Private sector to compensate loss of value suffered by policy holders and pensioners during ZW/USDollar conversion….Life Assurance sector gross premium increase 4% in Q3

Private sector to compensate loss of value suffered by policy holders and pensioners during ZW/USDollar conversion….Life Assurance sector gross premium increase 4% in Q3

By Insurance24

HARARE, The Commission of Inquiry that looked into the conversion of insurance and pension values from the Zimbabwe dollar to the United States Dollar has concluded that it is of the view that a fair and just compensation framework be implemented to compensate for the loss of value suffered by policy holders and pensioners.

According to sources, the Commission was satisfied with industry capacity to make good and compensate policy holders and pension fund members after assessing the asset and capital structure of the industry. More details to follow.

Meanwhile, the aggregate Zimbabwe life assurance industry gross premiums written totaled $272 million for the third quarter of 2017 with Life assurers accounting for $266 million, an increase of 4% over the $257 million written during the previous reporting period.

According to the Insurance and Pensions Commission (IPEC) quarterly report Reassurers accounted for $5.9 million, an increase of 1% over USD5.9 million in premiums written during the previous comparative quarter.

For the quarter under review, total costs are reported at $223 million a decrease from $246 million for the same comparative period in 2016. It consisted of total net claims of $142 million, management and administration expenses of $68 million and commissions of $13 million.

As a result, Nine (9) of the eleven (11) life assurers reported positive underwriting profit whilst two (2) life assurers reported underwriting losses.

Life Insurance sector equity assets increased by a significant 311% in the third quarter of 2017 to $1.43 billion from $348.47 million in 2016 spurred by the Zimbabwe Stock Exchange rally.

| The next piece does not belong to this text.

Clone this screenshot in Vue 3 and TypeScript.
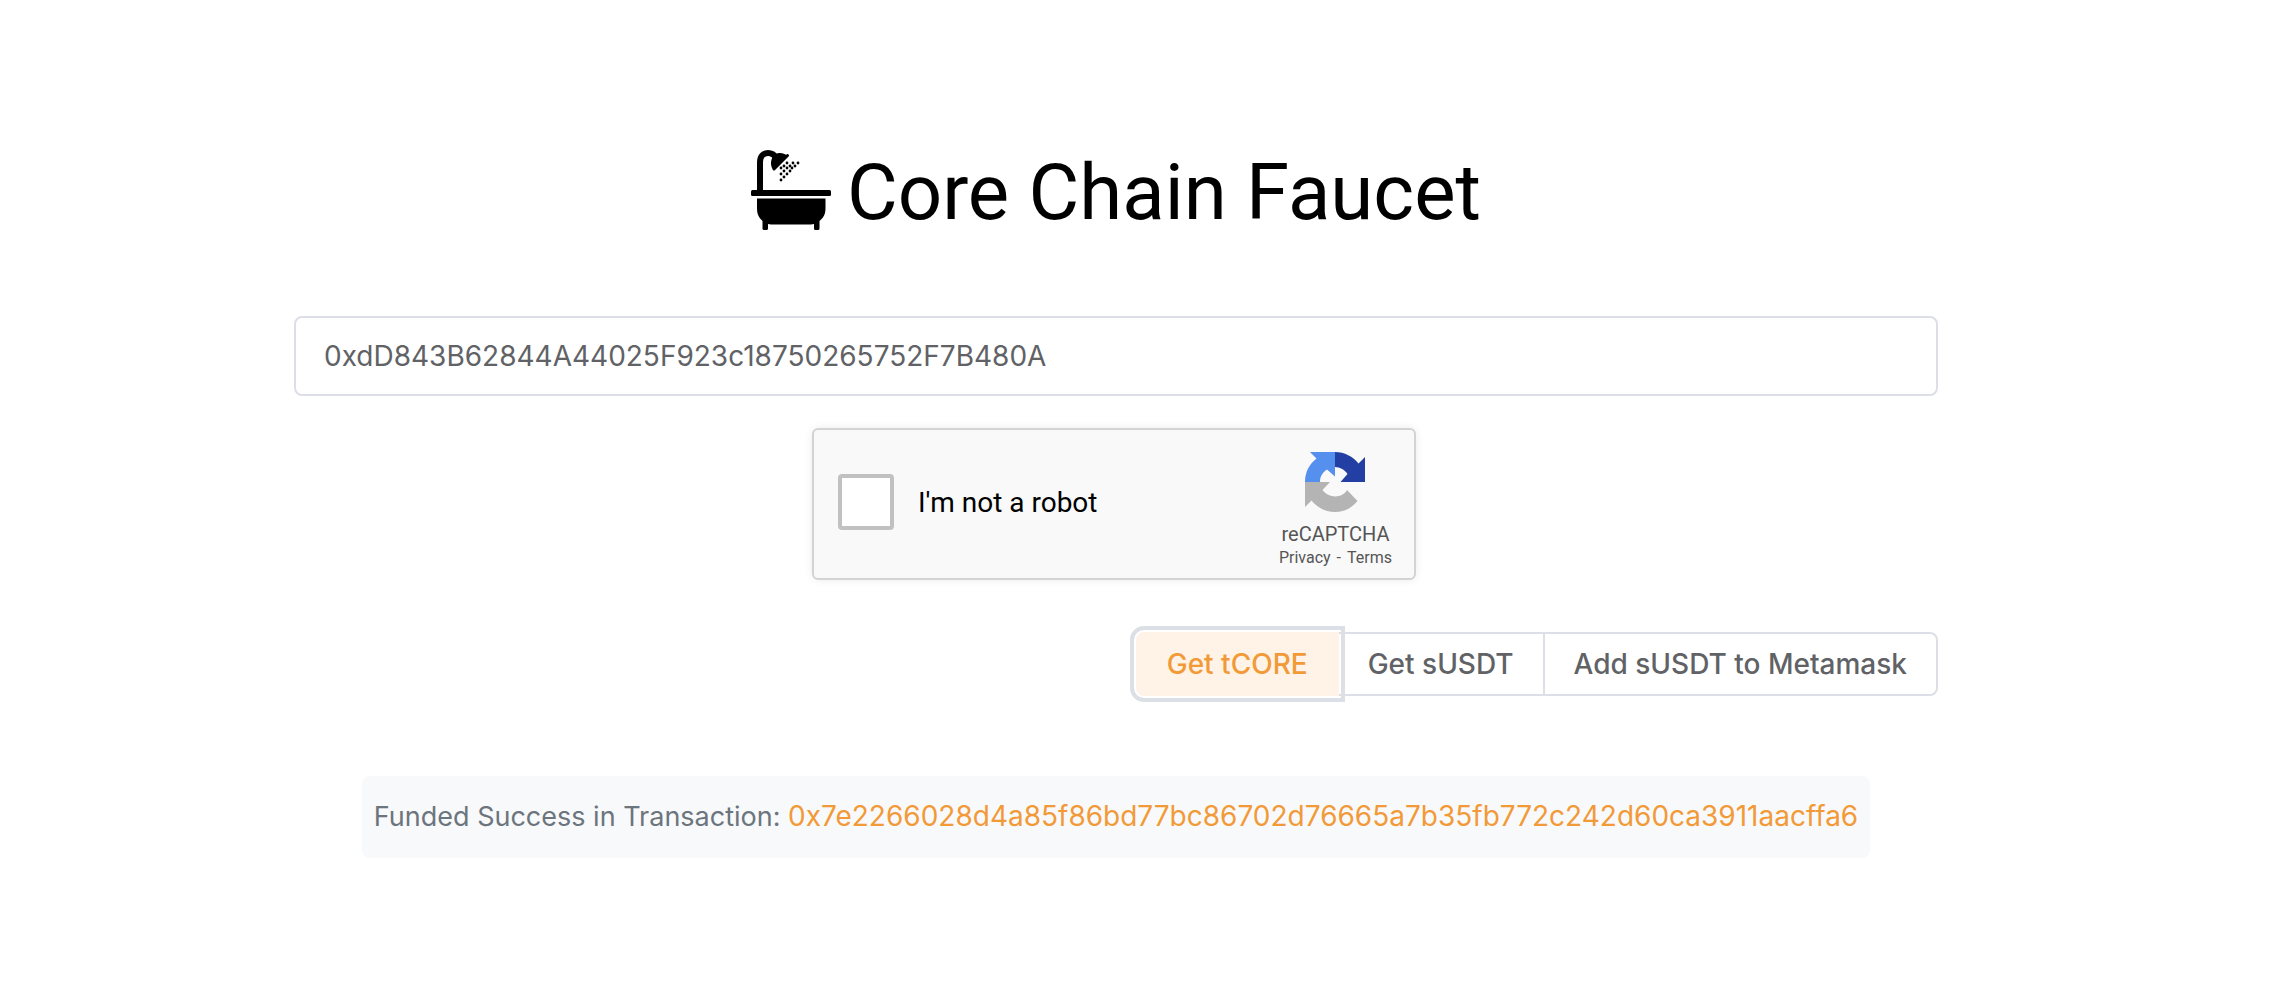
<script setup lang="ts">
import { ref } from 'vue'

const address = ref('0xdD843B62844A44025F923c18750265752F7B480A')
const verified = ref(false)
const txHash = '0x7e2266028d4a85f86bd77bc86702d76665a7b35fb772c242d60ca3911aacffa6'

const actions = ['Get tCORE', 'Get sUSDT', 'Add sUSDT to Metamask']
const active = ref('Get tCORE')

const drops: [number, number][] = [
  [36, 13], [42, 13], [47, 13],
  [33, 16], [39, 16], [44, 16],
  [30, 18], [36, 18], [41, 18],
  [33, 21], [39, 21],
  [30, 24], [36, 24],
  [33, 27], [30, 30],
]
</script>

<template>
  <main class="page">
    <h1 class="title">
      <svg class="tub" viewBox="0 0 80 80" aria-hidden="true">
        <path d="M9 42V12C9 6 12.500 3 17 3C21 3 23.500 5 25.500 8" fill="none" stroke="#000" stroke-width="6" />
        <path d="M36 5.500C33 2.500 27 2 24 4.500C19.500 8 19 14.500 21.500 19Z" />
        <path d="M23 19L36.500 5.500" stroke="#000" stroke-width="3" stroke-linecap="round" />
        <circle v-for="([x, y], i) in drops" :key="i" :cx="x" :cy="y" r="1.400" />
        <rect x="0" y="40" width="80" height="6" rx="1.500" />
        <path d="M6 48.500H74.500V58C74.500 64 73 67 68.500 71V78.500Q68.500 80 67 80H64.500Q63 80 63 78.500V74L60 74.500H20L17 74V78.500Q17 80 15.500 80H13Q11.500 80 11.500 78.500V71C7.500 67 6 64 6 58Z" />
      </svg>
      <span>Core Chain Faucet</span>
    </h1>

    <input v-model="address" class="address" type="text" aria-label="Wallet address" spellcheck="false">

    <section class="captcha">
      <label class="check">
        <input v-model="verified" type="checkbox">
        <span>I'm not a robot</span>
      </label>
      <div class="brand">
        <svg viewBox="0 0 60 60" aria-hidden="true">
          <path fill="#233fa3" d="M60 30V5L53.500 11.500C48 4.500 39.500 0 30 0V15C35 15 40 18 42.500 22L35.500 30Z" />
          <path fill="#5590ee" d="M30 0H5L11.500 6.500C4.500 12 0 20 0 30H15C15 24 18 20 22 17.500L30 24.500Z" />
          <path fill="#b4b4b4" d="M0 30V55L6.500 48.500C12 55.500 20.500 60 30 60C39 60 47 56 52.500 49L42 38C38 46 24 47 17.500 38L25 30Z" />
        </svg>
        <span class="name">reCAPTCHA</span>
        <span class="legal"><a href="#privacy">Privacy</a><span>-</span><a href="#terms">Terms</a></span>
      </div>
    </section>

    <div class="actions">
      <button
        v-for="label in actions"
        :key="label"
        type="button"
        :class="{ active: active === label }"
        @click="active = label"
      >{{ label }}</button>
    </div>

    <p class="message">Funded Success in Transaction: <a href="#tx">{{ txHash }}</a></p>
  </main>
</template>

<style>
body {
  margin: 0;
  background: #fff;
}
</style>

<style scoped>
.page {
  display: flex;
  flex-direction: column;
  align-items: center;
  padding: 150px 338px 0 294px;
  font-family: Inter, "Liberation Sans", sans-serif;
  font-size: 28px;
  color: #606266;
}
.title {
  display: flex;
  align-items: flex-start;
  gap: 16px;
  margin: 0;
  font-family: Roboto, sans-serif;
  font-size: 78px;
  font-weight: 400;
  line-height: 86px;
  white-space: nowrap;
  color: #000;
}
.tub {
  width: 80px;
  height: 80px;
}
.address {
  box-sizing: border-box;
  width: 100%;
  height: 80px;
  margin-top: 80px;
  padding: 0 28px;
  border: 2px solid #dcdfe6;
  border-radius: 8px;
  font: inherit;
  color: inherit;
  background: #fff;
  outline: none;
}
.captcha {
  box-sizing: border-box;
  display: flex;
  justify-content: space-between;
  width: 604px;
  height: 152px;
  margin-top: 32px;
  margin-right: 4px;
  padding: 0 22px 0 24px;
  border: 2px solid #d3d3d3;
  border-radius: 6px;
  background: #f9f9f9;
  box-shadow: 0 0 8px rgba(0, 0, 0, 0.08);
  font-family: Roboto, sans-serif;
}
.check {
  display: flex;
  align-items: center;
  gap: 24px;
  padding-bottom: 4px;
  color: #000;
}
.check input {
  appearance: none;
  box-sizing: border-box;
  width: 56px;
  height: 56px;
  margin: 0;
  border: 4px solid #c1c1c1;
  border-radius: 4px;
  background: #fff;
}
.brand {
  display: flex;
  flex-direction: column;
  align-items: center;
  padding-top: 22px;
  color: #555;
}
.brand svg {
  width: 60px;
  height: 60px;
}
.name {
  margin-top: 10px;
  font-size: 20px;
  line-height: 24px;
}
.legal {
  display: flex;
  gap: 6px;
  font-size: 16px;
  line-height: 24px;
}
.legal a {
  color: inherit;
  text-decoration: none;
}
.actions {
  display: flex;
  align-self: flex-end;
  margin-top: 52px;
}
.actions button {
  height: 64px;
  margin-left: -2px;
  padding: 0 29px;
  border: 2px solid #dcdfe6;
  font: inherit;
  font-weight: 500;
  color: inherit;
  background: #fff;
}
.actions button:first-child {
  border-radius: 8px 0 0 8px;
}
.actions button:last-child {
  border-radius: 0 8px 8px 0;
}
.actions .active {
  z-index: 1;
  border-color: #fef3e6;
  color: #f29a38;
  background: #fef3e6;
  outline: 4px solid #dcdfe6;
  outline-offset: 2px;
}
.message {
  margin: 80px 0 0;
  padding: 20px 12px;
  border-radius: 8px;
  font-size: 27px;
  line-height: 42px;
  color: #6c757d;
  background: #f8f9fb;
}
.message a {
  font-size: 28px;
  line-height: 28px;
  color: #f29a38;
  text-decoration: none;
}
</style>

This increase resulted in an 83% growth in total industry assets in Q3 to $2.7 billion compared to the same comparative quarter of 2016.

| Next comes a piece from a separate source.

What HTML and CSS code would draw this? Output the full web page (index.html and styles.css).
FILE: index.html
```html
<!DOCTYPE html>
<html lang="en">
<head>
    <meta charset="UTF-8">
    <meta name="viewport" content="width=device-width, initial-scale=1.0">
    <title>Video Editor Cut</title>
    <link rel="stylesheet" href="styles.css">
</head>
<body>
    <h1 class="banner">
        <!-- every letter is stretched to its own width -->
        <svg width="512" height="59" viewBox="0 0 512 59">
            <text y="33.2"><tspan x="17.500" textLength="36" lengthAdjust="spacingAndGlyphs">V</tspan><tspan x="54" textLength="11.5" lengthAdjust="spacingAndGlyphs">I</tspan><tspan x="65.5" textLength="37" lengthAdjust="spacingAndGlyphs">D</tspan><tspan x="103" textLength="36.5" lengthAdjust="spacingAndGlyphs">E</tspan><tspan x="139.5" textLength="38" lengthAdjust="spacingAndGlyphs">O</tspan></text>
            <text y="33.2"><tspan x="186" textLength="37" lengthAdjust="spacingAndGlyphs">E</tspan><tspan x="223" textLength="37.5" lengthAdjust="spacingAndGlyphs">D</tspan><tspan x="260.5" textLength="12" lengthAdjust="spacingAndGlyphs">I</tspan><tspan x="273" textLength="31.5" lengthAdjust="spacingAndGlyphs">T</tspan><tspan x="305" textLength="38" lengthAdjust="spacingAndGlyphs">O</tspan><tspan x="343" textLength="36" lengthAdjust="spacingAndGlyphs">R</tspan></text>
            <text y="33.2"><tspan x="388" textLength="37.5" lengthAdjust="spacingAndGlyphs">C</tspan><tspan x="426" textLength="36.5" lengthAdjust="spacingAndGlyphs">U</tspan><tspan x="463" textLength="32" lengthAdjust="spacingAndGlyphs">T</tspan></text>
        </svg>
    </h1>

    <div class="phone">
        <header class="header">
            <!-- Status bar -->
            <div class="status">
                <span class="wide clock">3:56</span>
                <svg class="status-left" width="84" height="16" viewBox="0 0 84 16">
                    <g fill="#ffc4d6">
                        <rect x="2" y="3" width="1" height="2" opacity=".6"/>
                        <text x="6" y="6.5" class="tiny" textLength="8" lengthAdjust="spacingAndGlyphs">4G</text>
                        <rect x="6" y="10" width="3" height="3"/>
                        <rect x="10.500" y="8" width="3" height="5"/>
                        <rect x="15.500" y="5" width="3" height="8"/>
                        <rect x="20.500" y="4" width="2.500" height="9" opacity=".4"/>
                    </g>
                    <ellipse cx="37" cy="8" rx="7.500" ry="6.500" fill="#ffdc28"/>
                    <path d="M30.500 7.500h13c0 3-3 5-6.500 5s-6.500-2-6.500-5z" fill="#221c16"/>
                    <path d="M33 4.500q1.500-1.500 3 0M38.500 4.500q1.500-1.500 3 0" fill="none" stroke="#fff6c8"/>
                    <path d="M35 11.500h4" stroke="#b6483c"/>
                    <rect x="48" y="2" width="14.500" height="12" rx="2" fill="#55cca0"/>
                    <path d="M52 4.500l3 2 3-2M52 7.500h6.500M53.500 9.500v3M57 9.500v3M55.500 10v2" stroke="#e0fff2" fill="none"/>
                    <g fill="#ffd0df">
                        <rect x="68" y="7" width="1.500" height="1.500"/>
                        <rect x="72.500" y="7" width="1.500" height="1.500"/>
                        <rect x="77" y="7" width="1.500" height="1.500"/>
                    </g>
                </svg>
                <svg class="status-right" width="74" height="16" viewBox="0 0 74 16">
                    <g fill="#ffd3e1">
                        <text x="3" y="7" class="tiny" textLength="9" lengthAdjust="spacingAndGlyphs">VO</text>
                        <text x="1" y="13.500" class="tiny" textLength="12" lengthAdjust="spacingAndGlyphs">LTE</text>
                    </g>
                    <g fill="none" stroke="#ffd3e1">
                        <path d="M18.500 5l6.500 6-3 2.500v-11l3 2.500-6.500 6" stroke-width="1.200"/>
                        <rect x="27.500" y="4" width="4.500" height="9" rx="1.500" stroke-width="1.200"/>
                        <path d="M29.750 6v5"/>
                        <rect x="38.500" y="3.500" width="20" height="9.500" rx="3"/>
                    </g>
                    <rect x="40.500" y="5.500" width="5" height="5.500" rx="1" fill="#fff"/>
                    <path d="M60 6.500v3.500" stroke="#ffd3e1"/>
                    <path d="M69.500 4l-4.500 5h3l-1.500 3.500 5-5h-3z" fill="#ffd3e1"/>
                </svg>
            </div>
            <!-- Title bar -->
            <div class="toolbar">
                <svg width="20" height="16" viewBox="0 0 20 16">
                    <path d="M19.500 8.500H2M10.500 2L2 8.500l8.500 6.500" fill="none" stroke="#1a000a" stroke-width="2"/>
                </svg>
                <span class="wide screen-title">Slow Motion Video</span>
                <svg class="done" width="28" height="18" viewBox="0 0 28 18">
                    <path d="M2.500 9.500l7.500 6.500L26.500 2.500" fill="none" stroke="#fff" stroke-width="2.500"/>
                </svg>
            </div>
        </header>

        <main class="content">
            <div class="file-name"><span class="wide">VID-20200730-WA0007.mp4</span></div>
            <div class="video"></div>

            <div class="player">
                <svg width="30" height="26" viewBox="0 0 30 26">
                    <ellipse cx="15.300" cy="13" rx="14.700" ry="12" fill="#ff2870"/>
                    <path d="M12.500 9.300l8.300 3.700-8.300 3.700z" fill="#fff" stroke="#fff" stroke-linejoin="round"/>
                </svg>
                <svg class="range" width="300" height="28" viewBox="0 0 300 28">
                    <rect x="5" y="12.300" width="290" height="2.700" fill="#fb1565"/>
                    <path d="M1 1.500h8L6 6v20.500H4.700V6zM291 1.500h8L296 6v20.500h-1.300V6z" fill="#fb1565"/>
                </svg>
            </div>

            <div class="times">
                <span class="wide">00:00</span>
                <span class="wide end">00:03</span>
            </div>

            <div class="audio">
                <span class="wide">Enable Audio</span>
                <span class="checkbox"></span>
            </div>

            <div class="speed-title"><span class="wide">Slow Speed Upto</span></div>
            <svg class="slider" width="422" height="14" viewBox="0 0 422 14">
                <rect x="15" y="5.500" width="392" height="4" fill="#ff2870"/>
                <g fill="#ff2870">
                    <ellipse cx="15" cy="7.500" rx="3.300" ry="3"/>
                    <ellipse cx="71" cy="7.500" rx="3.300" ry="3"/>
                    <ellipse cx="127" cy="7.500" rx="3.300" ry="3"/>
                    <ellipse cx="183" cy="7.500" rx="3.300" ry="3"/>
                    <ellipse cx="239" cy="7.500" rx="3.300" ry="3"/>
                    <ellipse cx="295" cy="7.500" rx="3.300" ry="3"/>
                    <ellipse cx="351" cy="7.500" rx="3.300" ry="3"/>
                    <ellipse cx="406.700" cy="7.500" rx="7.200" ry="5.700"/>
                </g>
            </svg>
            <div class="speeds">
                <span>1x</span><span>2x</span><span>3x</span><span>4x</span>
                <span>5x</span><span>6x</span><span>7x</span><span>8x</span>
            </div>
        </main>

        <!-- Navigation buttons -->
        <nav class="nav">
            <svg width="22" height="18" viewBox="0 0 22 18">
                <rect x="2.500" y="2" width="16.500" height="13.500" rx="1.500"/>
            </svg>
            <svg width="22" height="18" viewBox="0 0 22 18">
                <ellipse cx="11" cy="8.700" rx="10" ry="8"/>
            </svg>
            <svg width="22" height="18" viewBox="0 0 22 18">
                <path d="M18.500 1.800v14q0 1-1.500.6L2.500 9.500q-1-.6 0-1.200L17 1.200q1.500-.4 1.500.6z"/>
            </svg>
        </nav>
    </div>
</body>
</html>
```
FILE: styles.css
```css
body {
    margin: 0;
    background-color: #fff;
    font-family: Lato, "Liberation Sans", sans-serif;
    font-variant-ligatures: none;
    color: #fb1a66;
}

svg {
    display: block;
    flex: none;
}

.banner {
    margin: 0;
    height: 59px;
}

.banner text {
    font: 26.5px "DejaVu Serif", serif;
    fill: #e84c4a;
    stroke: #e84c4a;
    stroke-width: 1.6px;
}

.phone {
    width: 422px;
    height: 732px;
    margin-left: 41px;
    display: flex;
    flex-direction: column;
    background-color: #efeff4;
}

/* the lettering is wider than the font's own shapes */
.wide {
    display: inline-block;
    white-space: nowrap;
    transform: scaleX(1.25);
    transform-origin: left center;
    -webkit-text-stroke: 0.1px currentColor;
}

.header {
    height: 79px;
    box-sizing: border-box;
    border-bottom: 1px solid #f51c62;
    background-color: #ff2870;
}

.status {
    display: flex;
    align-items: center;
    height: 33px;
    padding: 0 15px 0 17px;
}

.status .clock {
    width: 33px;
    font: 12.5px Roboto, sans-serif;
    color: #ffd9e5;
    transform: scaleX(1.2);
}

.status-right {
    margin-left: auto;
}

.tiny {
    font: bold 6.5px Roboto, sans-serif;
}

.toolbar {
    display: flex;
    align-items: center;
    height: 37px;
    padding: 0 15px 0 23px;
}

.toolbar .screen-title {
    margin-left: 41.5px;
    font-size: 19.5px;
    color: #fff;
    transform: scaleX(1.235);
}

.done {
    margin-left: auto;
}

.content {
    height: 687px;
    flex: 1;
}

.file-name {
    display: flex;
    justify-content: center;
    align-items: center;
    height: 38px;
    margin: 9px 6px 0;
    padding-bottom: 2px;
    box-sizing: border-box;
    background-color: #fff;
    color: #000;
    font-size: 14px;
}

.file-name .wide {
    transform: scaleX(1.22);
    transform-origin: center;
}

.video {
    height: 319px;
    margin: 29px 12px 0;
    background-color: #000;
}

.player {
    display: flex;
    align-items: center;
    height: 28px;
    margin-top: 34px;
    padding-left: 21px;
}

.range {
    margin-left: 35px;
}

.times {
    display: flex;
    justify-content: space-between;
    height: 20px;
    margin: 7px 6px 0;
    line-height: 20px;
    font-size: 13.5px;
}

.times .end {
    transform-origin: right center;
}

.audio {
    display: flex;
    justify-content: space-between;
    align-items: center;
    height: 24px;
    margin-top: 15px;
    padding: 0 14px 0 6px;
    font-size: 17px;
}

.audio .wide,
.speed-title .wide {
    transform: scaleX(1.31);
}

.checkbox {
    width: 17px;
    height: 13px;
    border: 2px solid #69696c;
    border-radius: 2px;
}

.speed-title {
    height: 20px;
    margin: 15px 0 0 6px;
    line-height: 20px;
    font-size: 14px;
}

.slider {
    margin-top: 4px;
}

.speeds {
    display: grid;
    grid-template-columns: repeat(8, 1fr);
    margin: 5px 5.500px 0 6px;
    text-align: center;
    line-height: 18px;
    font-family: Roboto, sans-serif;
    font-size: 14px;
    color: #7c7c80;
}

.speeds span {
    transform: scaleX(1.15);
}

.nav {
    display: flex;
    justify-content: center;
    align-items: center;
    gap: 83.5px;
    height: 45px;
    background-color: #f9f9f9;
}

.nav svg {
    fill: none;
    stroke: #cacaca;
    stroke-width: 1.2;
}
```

During the quarter under review, property asset values decreased by 11%, while equities increased by 311%. Money market values marginally increased while prescribed assets were up 31% to $235.6 million.

IPEC said there was a decrease of 11% in the value of properties from $560 million in 2016 to $499 million in the quarter under review. Property and equities constitute 72% of the assets which is a high level of concentration.

New business written by the life assurance sector for both individual life and group business decreased by 26% and 2% respectively largely due to the constant liquidity challenges in the economy.

An increase of 18% was recorded on recurring business for the individual business. A decrease of 2% was recorded for group business.

Claims age statistics showed that some players reported claims in excess of 121 days while the majority had outstanding claims aged in excess of 30 days. The Commission expects players to pay legitimate claims on time and as per the policy conditions. IPEC said it expects players to pay legitimate claims on time and as per the policy conditions.